The report’s authors include Salvatore Pascale, an associate research scholar in atmospheric and oceanic sciences (AOS); Tom Delworth, a lecturer in geosciences and AOS and research scientist at NOAA’s Geophysical Fluid Dynamics Laboratory (GFDL); Sarah Kapnick, a 2004 Princeton alumna and former AOS postdoc who is currently a research physical scientist at GFDL; AOS associate research scholar Hiroyuki Murakami; and Gabriel Vecchi, a professor of geosciences and the Princeton Environmental Institute.

When they corrected for persistent sea-surface temperature (SST) biases and used higher-resolution data for the regional geography, the researchers created a model that accurately reflects current rainfall conditions and suggests that future changes could have significant consequences for regional water resources and hazards.
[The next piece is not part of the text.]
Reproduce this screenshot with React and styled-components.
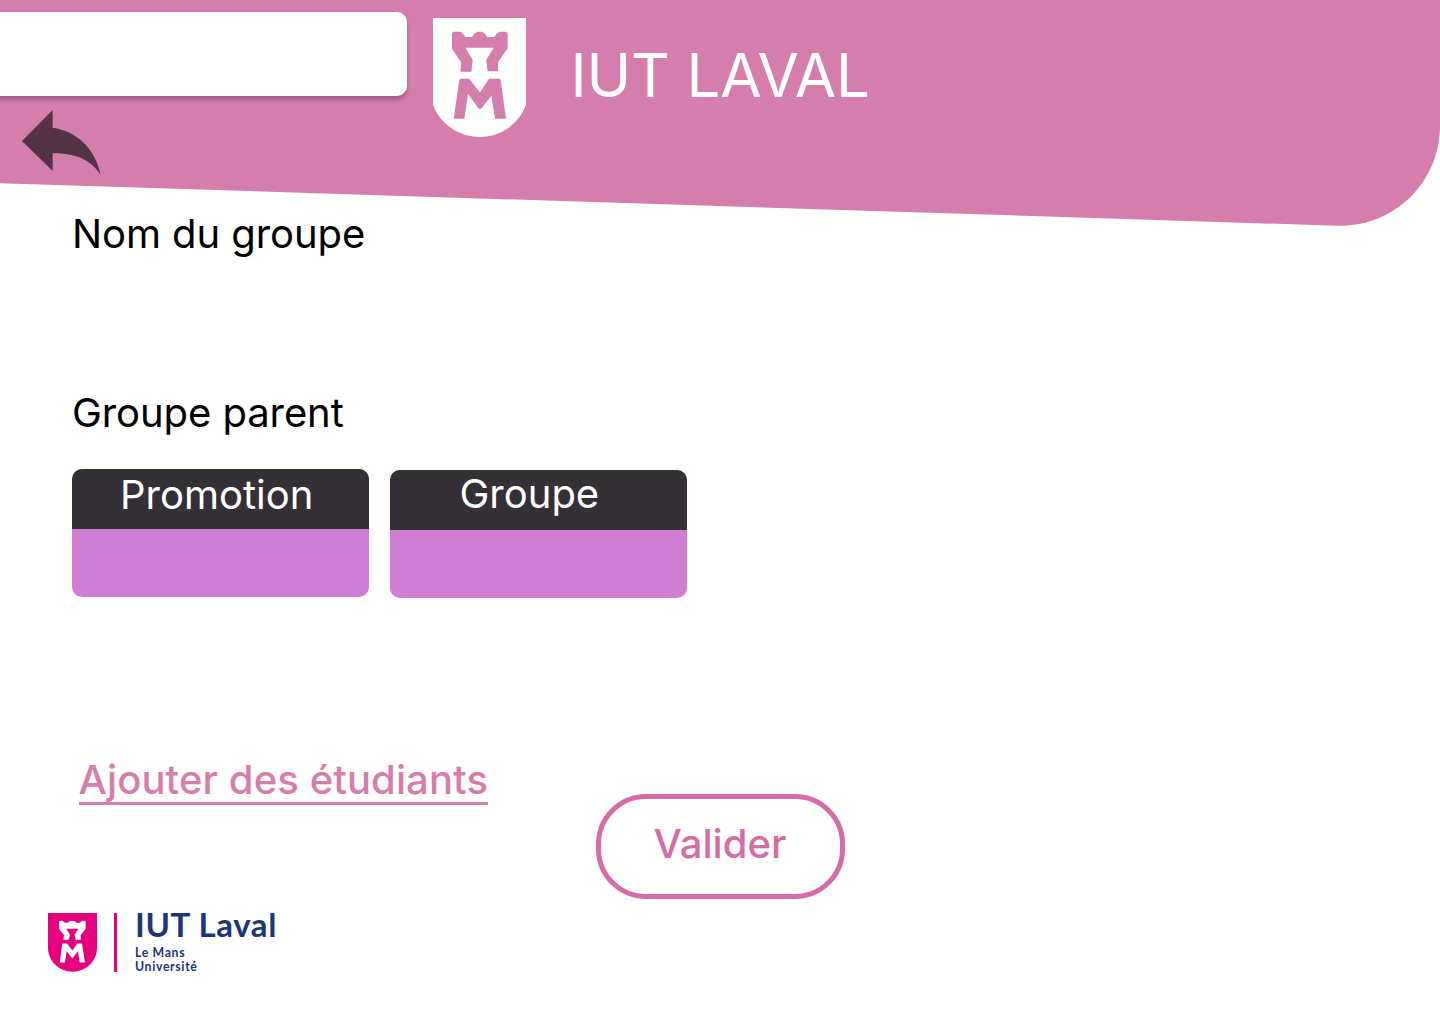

“This study represents fundamental science relating to the physics of the North American monsoon, but feeds back onto weather to climate predictions and building resiliency for our water supply and responses to hazards,” said Kapnick. “I am excited about this leap forward to improve our models and for the potential applications that they will provide in the future to society.”

Their results highlight the possibility of a strong precipitation reduction in the northern edge of the monsoon in response to warming, with consequences for regional water resources, agriculture and ecosystems.

“Monsoon rains are critical for the southwest U.S. and northwest Mexico, yet the fate of the North American monsoon is quite uncertain,” said Pascale, the lead author on the paper. “The future of the monsoon will have direct impacts on agriculture, on livelihoods.”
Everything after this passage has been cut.